##### Information provided

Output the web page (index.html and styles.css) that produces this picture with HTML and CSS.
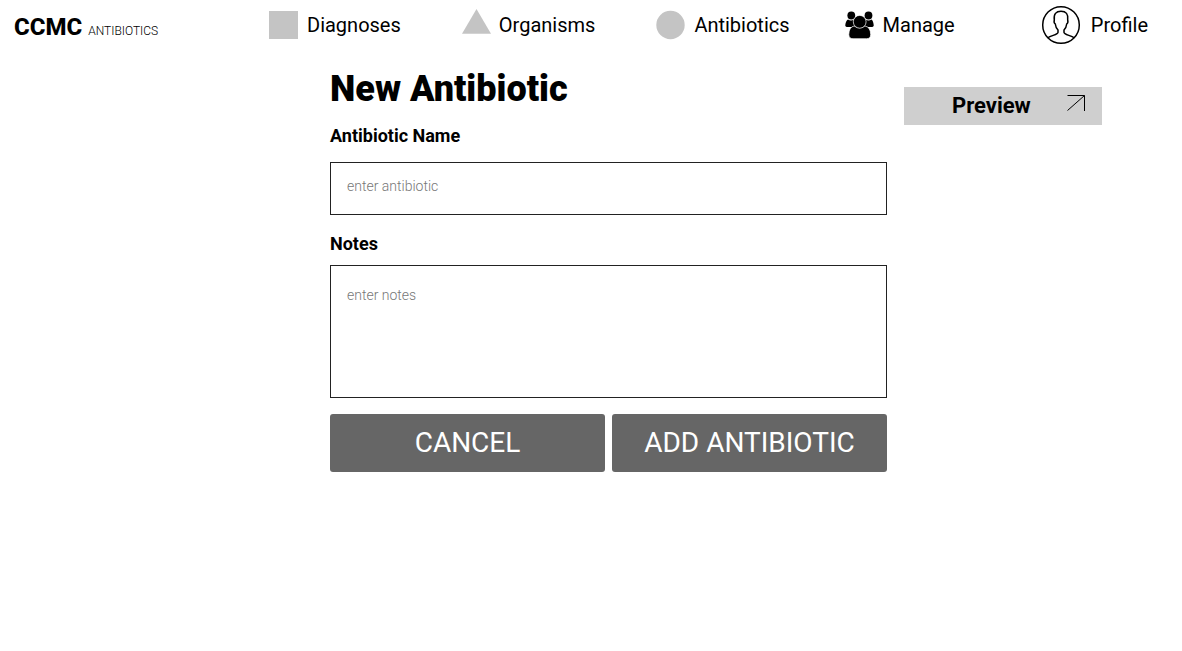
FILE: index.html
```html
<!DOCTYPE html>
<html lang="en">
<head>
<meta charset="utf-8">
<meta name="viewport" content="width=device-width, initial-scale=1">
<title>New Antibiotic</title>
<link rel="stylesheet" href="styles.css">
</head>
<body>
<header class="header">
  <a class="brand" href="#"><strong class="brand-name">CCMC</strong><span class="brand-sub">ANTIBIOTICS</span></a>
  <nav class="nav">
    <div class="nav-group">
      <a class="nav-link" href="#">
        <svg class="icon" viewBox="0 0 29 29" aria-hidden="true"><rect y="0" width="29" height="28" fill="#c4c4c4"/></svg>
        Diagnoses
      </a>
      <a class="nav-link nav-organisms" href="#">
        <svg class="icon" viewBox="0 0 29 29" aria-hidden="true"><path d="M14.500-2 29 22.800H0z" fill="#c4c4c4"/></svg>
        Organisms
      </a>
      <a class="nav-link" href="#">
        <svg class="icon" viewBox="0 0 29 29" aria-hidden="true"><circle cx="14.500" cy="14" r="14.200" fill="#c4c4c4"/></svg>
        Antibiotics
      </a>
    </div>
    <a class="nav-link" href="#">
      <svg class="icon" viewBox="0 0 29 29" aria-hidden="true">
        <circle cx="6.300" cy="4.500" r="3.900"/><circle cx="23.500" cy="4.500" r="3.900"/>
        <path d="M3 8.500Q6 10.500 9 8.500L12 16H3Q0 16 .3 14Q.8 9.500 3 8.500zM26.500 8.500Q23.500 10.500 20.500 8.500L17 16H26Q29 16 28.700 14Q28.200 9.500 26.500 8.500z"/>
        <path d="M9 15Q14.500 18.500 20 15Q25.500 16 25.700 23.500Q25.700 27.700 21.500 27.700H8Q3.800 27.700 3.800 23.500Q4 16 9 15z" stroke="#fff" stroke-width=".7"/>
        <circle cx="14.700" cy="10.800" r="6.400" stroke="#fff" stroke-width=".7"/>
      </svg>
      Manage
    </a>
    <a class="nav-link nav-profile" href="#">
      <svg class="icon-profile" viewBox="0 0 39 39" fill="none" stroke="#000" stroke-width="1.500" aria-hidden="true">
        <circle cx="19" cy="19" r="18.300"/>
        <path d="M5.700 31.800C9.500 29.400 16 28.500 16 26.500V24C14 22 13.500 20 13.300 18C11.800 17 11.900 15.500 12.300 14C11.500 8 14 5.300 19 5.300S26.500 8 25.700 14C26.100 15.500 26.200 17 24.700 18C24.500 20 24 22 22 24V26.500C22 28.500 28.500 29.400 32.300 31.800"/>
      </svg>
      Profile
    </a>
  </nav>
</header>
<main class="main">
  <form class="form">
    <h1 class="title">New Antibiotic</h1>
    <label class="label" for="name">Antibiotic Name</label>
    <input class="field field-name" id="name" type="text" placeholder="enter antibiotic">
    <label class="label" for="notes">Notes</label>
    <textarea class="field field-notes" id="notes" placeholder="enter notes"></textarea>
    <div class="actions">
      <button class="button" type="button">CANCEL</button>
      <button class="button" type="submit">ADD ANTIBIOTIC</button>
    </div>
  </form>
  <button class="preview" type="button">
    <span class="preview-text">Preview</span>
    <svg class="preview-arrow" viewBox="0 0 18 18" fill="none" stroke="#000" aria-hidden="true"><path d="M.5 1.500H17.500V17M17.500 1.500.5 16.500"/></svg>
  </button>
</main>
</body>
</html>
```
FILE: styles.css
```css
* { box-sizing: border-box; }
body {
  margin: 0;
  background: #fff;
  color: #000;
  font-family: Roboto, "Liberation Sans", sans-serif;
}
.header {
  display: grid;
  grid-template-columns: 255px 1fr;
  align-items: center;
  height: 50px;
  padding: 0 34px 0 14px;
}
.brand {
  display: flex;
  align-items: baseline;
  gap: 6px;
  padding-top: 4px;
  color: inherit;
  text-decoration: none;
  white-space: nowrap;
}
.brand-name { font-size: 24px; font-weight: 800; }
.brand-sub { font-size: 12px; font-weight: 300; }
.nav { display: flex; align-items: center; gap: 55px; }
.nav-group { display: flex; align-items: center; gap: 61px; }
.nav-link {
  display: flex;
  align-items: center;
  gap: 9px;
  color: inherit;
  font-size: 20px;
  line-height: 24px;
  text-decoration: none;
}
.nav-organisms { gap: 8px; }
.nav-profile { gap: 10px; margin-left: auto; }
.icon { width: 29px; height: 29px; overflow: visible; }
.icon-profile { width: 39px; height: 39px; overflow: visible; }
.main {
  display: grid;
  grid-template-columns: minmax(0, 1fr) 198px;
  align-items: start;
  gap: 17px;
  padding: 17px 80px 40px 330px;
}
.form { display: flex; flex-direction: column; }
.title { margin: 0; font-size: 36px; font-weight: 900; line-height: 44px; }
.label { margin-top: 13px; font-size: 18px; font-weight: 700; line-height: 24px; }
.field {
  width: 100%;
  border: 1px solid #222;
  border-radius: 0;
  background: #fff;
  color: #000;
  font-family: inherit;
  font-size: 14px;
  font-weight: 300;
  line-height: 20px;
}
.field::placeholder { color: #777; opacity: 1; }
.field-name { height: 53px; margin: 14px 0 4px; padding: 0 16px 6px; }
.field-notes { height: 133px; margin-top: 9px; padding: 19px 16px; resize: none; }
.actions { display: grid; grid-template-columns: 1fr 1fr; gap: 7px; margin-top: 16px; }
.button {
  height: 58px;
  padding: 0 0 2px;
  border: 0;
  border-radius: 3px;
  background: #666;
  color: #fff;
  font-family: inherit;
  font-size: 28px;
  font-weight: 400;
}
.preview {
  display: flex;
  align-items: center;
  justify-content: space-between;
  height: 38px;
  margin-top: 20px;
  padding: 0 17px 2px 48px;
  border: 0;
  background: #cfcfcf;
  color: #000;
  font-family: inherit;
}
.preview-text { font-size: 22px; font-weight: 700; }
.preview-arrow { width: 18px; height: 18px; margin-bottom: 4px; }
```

##########
##### Information provided

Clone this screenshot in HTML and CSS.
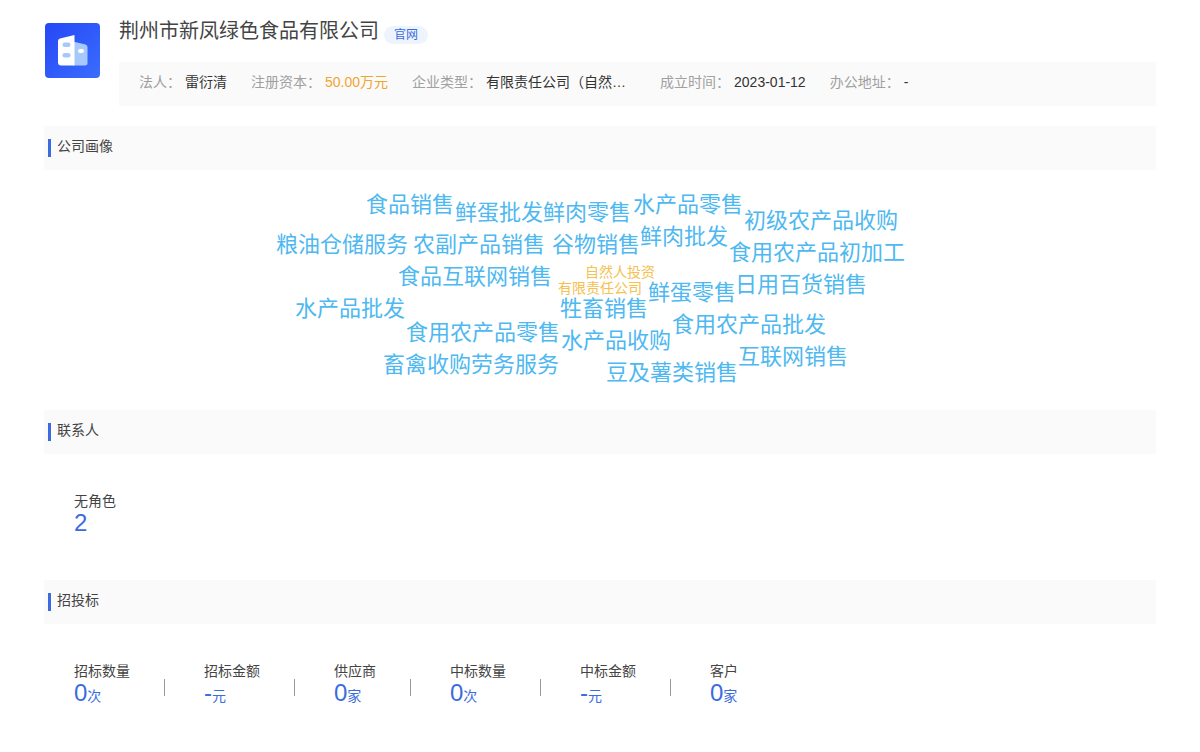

##########

> _What is asked_
Identify each line in the records above containing the word "this"; copy those lines.

> _Task response_
Output the web page (index.html and styles.css) that produces this picture with HTML and CSS.
Clone this screenshot in HTML and CSS.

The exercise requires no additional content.